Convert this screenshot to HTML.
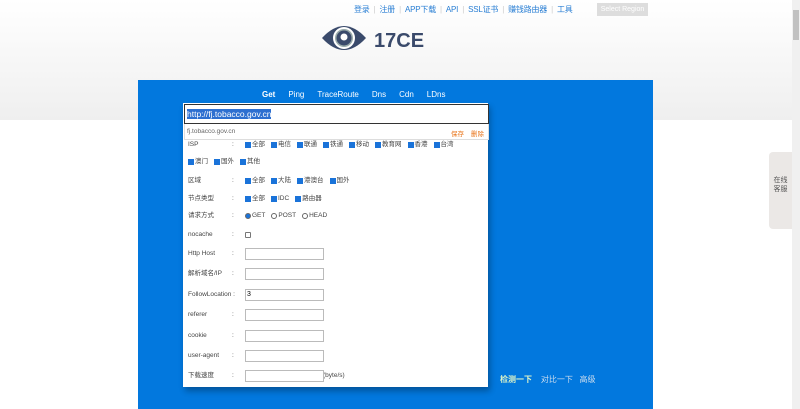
<!DOCTYPE html>
<html><head><meta charset="utf-8"><style>
*{margin:0;padding:0;box-sizing:border-box}
body{width:800px;height:409px;overflow:hidden;position:relative;font-family:"Liberation Sans","Noto Sans CJK SC",sans-serif;background:#fff}
.bg{position:absolute;left:0;top:0;width:792px;height:120px;background:linear-gradient(#fff,#efefef)}
.top{position:absolute;top:4px;left:352px;font-size:8px;color:#2a7fd4;white-space:nowrap;letter-spacing:-0.2px}
.top span{margin:0 2px}
.top i{color:#ccc;font-style:normal;margin:0 2px}
.sel{position:absolute;left:597px;top:3px;width:51px;height:13px;background:#ddd;color:#fff;font-size:7px;text-align:center;line-height:13px}
.logo{position:absolute;left:321px;top:20px}
.logot{position:absolute;left:374px;top:30px;font-size:20px;font-weight:bold;color:#3a4a6b}
.panel{position:absolute;left:138px;top:80px;width:515px;height:329px;background:#0278de}
.tabs{position:absolute;left:262px;top:90px;font-size:8px;color:#fff}
.tabs span{margin-right:13px}
.form{position:absolute;left:183px;top:103px;width:305px;height:284px;background:#fff;box-shadow:2px 4px 6px rgba(0,0,0,.3)}
.url{position:absolute;left:184px;top:104px;width:305px;height:20px;border:1px solid #333;background:#fff}
.url span{position:absolute;left:2px;top:4px;font-size:8.5px;line-height:10px;background:#2d6fd0;color:#fff}
.sug{position:absolute;left:184px;top:124px;width:305px;height:16px;border:1px solid #ddd;border-top:0;background:#fff;font-size:6.5px;color:#666}
.row{position:absolute;left:188px;height:10px;line-height:10px;font-size:6.5px;color:#444;white-space:nowrap;display:flex;align-items:center}
.row .l{width:44px}
.row .k{width:13px}
.c{display:inline-block;width:6px;height:6px;background:#1a73d9;margin-right:1px}
.cb{display:inline-block;width:6px;height:6px;border:1px solid #777;border-radius:1px}
.r{display:inline-block;width:6px;height:6px;border:1px solid #666;border-radius:50%;margin-right:1px}
.g{margin-right:6px;display:inline-flex;align-items:center}
.in{position:absolute;left:245px;width:79px;height:12px;border:1px solid #bbb;font-size:7px;padding-left:1px;line-height:10px}
.btns{position:absolute;top:374px;left:500px;font-size:8px;color:#cde}
.sb{position:absolute;right:0;top:0;width:8px;height:409px;background:#f0f0f0}
.sbt{position:absolute;right:1px;top:10px;width:6px;height:30px;background:#c1c1c1}
.fb{position:absolute;left:769px;top:152px;width:23px;height:77px;background:#ebe8e6;border-radius:4px 0 0 4px;font-size:7px;color:#555;text-align:center;padding-top:24px;line-height:9px}
</style></head><body>
<div class="bg"></div>
<div class="top"><span>登录</span><i>|</i><span>注册</span><i>|</i><span>APP下载</span><i>|</i><span>API</span><i>|</i><span>SSL证书</span><i>|</i><span>赚钱路由器</span><i>|</i><span>工具</span></div>
<div class="sel">Select Region</div>
<svg class="logo" width="46" height="36" viewBox="0 0 46 36"><path d="M1 18 Q23 -6 45 18 Q23 42 1 18Z" fill="#3a4a6b"/><circle cx="23" cy="18" r="11" fill="#fff"/><circle cx="23" cy="18" r="9" fill="#9aa"/><circle cx="23" cy="18" r="7.5" fill="#3a4a6b"/><circle cx="23" cy="17" r="3.5" fill="#fff"/></svg>
<div class="logot">17CE</div>
<div class="panel"></div>
<div class="tabs"><span style="font-weight:bold">Get</span><span>Ping</span><span>TraceRoute</span><span>Dns</span><span>Cdn</span><span>LDns</span></div>
<div class="form"></div>
<div class="url"><span>http://fj.tobacco.gov.cn</span></div>
<div class="sug"><span style="position:absolute;left:2px;top:4px">fj.tobacco.gov.cn</span><span style="position:absolute;left:266px;top:4px;color:#e8741a">保存</span><span style="position:absolute;left:286px;top:4px;color:#e8741a">删除</span></div>
<div class="row" style="top:140px"><span class="l">ISP</span><span class="k">:</span><span class="g"><b class="c"></b>全部</span><span class="g"><b class="c"></b>电信</span><span class="g"><b class="c"></b>联通</span><span class="g"><b class="c"></b>铁通</span><span class="g"><b class="c"></b>移动</span><span class="g"><b class="c"></b>教育网</span><span class="g"><b class="c"></b>香港</span><span class="g"><b class="c"></b>台湾</span></div>
<div class="row" style="top:157px"><span class="g"><b class="c"></b>澳门</span><span class="g"><b class="c"></b>国外</span><span class="g"><b class="c"></b>其他</span></div>
<div class="row" style="top:176px"><span class="l">区域</span><span class="k">:</span><span class="g"><b class="c"></b>全部</span><span class="g"><b class="c"></b>大陆</span><span class="g"><b class="c"></b>港澳台</span><span class="g"><b class="c"></b>国外</span></div>
<div class="row" style="top:194px"><span class="l">节点类型</span><span class="k">:</span><span class="g"><b class="c"></b>全部</span><span class="g"><b class="c"></b>IDC</span><span class="g"><b class="c"></b>路由器</span></div>
<div class="row" style="top:211px"><span class="l">请求方式</span><span class="k">:</span><span class="g"><b class="r" style="background:#1a73d9"></b>GET</span><span class="g"><b class="r"></b>POST</span><span class="g"><b class="r"></b>HEAD</span></div>
<div class="row" style="top:230px"><span class="l">nocache</span><span class="k">:</span><b class="cb"></b></div>
<div class="row" style="top:249px"><span class="l">Http Host</span><span class="k">:</span></div><div class="in" style="top:248px"></div>
<div class="row" style="top:269px"><span class="l">解析域名/IP</span><span class="k">:</span></div><div class="in" style="top:268px"></div>
<div class="row" style="top:290px"><span class="l" style="width:57px">FollowLocation :</span></div><div class="in" style="top:289px">3</div>
<div class="row" style="top:310px"><span class="l">referer</span><span class="k">:</span></div><div class="in" style="top:309px"></div>
<div class="row" style="top:331px"><span class="l">cookie</span><span class="k">:</span></div><div class="in" style="top:330px"></div>
<div class="row" style="top:351px"><span class="l">user-agent</span><span class="k">:</span></div><div class="in" style="top:350px"></div>
<div class="row" style="top:371px"><span class="l">下载速度</span><span class="k">:</span><span style="margin-left:78px">(byte/s)</span></div><div class="in" style="top:370px"></div>
<div class="btns"><b style="color:#dff5c8">检测一下</b> &nbsp;&nbsp; 对比一下 &nbsp; 高级</div>
<div class="fb">在线<br>客服</div>
<div class="sb"><div class="sbt"></div></div>
</body></html>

**THE REQUEST**
Reproduce the data above in full, exactly as it is, with the pictures left out.

**EXERCISE RESPONSE**
Convert this screenshot to HTML.
<!DOCTYPE html>
<html><head><meta charset="utf-8"><style>
*{margin:0;padding:0;box-sizing:border-box}
body{width:800px;height:409px;overflow:hidden;position:relative;font-family:"Liberation Sans","Noto Sans CJK SC",sans-serif;background:#fff}
.bg{position:absolute;left:0;top:0;width:792px;height:120px;background:linear-gradient(#fff,#efefef)}
.top{position:absolute;top:4px;left:352px;font-size:8px;color:#2a7fd4;white-space:nowrap;letter-spacing:-0.2px}
.top span{margin:0 2px}
.top i{color:#ccc;font-style:normal;margin:0 2px}
.sel{position:absolute;left:597px;top:3px;width:51px;height:13px;background:#ddd;color:#fff;font-size:7px;text-align:center;line-height:13px}
.logo{position:absolute;left:321px;top:20px}
.logot{position:absolute;left:374px;top:30px;font-size:20px;font-weight:bold;color:#3a4a6b}
.panel{position:absolute;left:138px;top:80px;width:515px;height:329px;background:#0278de}
.tabs{position:absolute;left:262px;top:90px;font-size:8px;color:#fff}
.tabs span{margin-right:13px}
.form{position:absolute;left:183px;top:103px;width:305px;height:284px;background:#fff;box-shadow:2px 4px 6px rgba(0,0,0,.3)}
.url{position:absolute;left:184px;top:104px;width:305px;height:20px;border:1px solid #333;background:#fff}
.url span{position:absolute;left:2px;top:4px;font-size:8.5px;line-height:10px;background:#2d6fd0;color:#fff}
.sug{position:absolute;left:184px;top:124px;width:305px;height:16px;border:1px solid #ddd;border-top:0;background:#fff;font-size:6.5px;color:#666}
.row{position:absolute;left:188px;height:10px;line-height:10px;font-size:6.5px;color:#444;white-space:nowrap;display:flex;align-items:center}
.row .l{width:44px}
.row .k{width:13px}
.c{display:inline-block;width:6px;height:6px;background:#1a73d9;margin-right:1px}
.cb{display:inline-block;width:6px;height:6px;border:1px solid #777;border-radius:1px}
.r{display:inline-block;width:6px;height:6px;border:1px solid #666;border-radius:50%;margin-right:1px}
.g{margin-right:6px;display:inline-flex;align-items:center}
.in{position:absolute;left:245px;width:79px;height:12px;border:1px solid #bbb;font-size:7px;padding-left:1px;line-height:10px}
.btns{position:absolute;top:374px;left:500px;font-size:8px;color:#cde}
.sb{position:absolute;right:0;top:0;width:8px;height:409px;background:#f0f0f0}
.sbt{position:absolute;right:1px;top:10px;width:6px;height:30px;background:#c1c1c1}
.fb{position:absolute;left:769px;top:152px;width:23px;height:77px;background:#ebe8e6;border-radius:4px 0 0 4px;font-size:7px;color:#555;text-align:center;padding-top:24px;line-height:9px}
</style></head><body>
<div class="bg"></div>
<div class="top"><span>登录</span><i>|</i><span>注册</span><i>|</i><span>APP下载</span><i>|</i><span>API</span><i>|</i><span>SSL证书</span><i>|</i><span>赚钱路由器</span><i>|</i><span>工具</span></div>
<div class="sel">Select Region</div>
<svg class="logo" width="46" height="36" viewBox="0 0 46 36"><path d="M1 18 Q23 -6 45 18 Q23 42 1 18Z" fill="#3a4a6b"/><circle cx="23" cy="18" r="11" fill="#fff"/><circle cx="23" cy="18" r="9" fill="#9aa"/><circle cx="23" cy="18" r="7.5" fill="#3a4a6b"/><circle cx="23" cy="17" r="3.5" fill="#fff"/></svg>
<div class="logot">17CE</div>
<div class="panel"></div>
<div class="tabs"><span style="font-weight:bold">Get</span><span>Ping</span><span>TraceRoute</span><span>Dns</span><span>Cdn</span><span>LDns</span></div>
<div class="form"></div>
<div class="url"><span>http://fj.tobacco.gov.cn</span></div>
<div class="sug"><span style="position:absolute;left:2px;top:4px">fj.tobacco.gov.cn</span><span style="position:absolute;left:266px;top:4px;color:#e8741a">保存</span><span style="position:absolute;left:286px;top:4px;color:#e8741a">删除</span></div>
<div class="row" style="top:140px"><span class="l">ISP</span><span class="k">:</span><span class="g"><b class="c"></b>全部</span><span class="g"><b class="c"></b>电信</span><span class="g"><b class="c"></b>联通</span><span class="g"><b class="c"></b>铁通</span><span class="g"><b class="c"></b>移动</span><span class="g"><b class="c"></b>教育网</span><span class="g"><b class="c"></b>香港</span><span class="g"><b class="c"></b>台湾</span></div>
<div class="row" style="top:157px"><span class="g"><b class="c"></b>澳门</span><span class="g"><b class="c"></b>国外</span><span class="g"><b class="c"></b>其他</span></div>
<div class="row" style="top:176px"><span class="l">区域</span><span class="k">:</span><span class="g"><b class="c"></b>全部</span><span class="g"><b class="c"></b>大陆</span><span class="g"><b class="c"></b>港澳台</span><span class="g"><b class="c"></b>国外</span></div>
<div class="row" style="top:194px"><span class="l">节点类型</span><span class="k">:</span><span class="g"><b class="c"></b>全部</span><span class="g"><b class="c"></b>IDC</span><span class="g"><b class="c"></b>路由器</span></div>
<div class="row" style="top:211px"><span class="l">请求方式</span><span class="k">:</span><span class="g"><b class="r" style="background:#1a73d9"></b>GET</span><span class="g"><b class="r"></b>POST</span><span class="g"><b class="r"></b>HEAD</span></div>
<div class="row" style="top:230px"><span class="l">nocache</span><span class="k">:</span><b class="cb"></b></div>
<div class="row" style="top:249px"><span class="l">Http Host</span><span class="k">:</span></div><div class="in" style="top:248px"></div>
<div class="row" style="top:269px"><span class="l">解析域名/IP</span><span class="k">:</span></div><div class="in" style="top:268px"></div>
<div class="row" style="top:290px"><span class="l" style="width:57px">FollowLocation :</span></div><div class="in" style="top:289px">3</div>
<div class="row" style="top:310px"><span class="l">referer</span><span class="k">:</span></div><div class="in" style="top:309px"></div>
<div class="row" style="top:331px"><span class="l">cookie</span><span class="k">:</span></div><div class="in" style="top:330px"></div>
<div class="row" style="top:351px"><span class="l">user-agent</span><span class="k">:</span></div><div class="in" style="top:350px"></div>
<div class="row" style="top:371px"><span class="l">下载速度</span><span class="k">:</span><span style="margin-left:78px">(byte/s)</span></div><div class="in" style="top:370px"></div>
<div class="btns"><b style="color:#dff5c8">检测一下</b> &nbsp;&nbsp; 对比一下 &nbsp; 高级</div>
<div class="fb">在线<br>客服</div>
<div class="sb"><div class="sbt"></div></div>
</body></html>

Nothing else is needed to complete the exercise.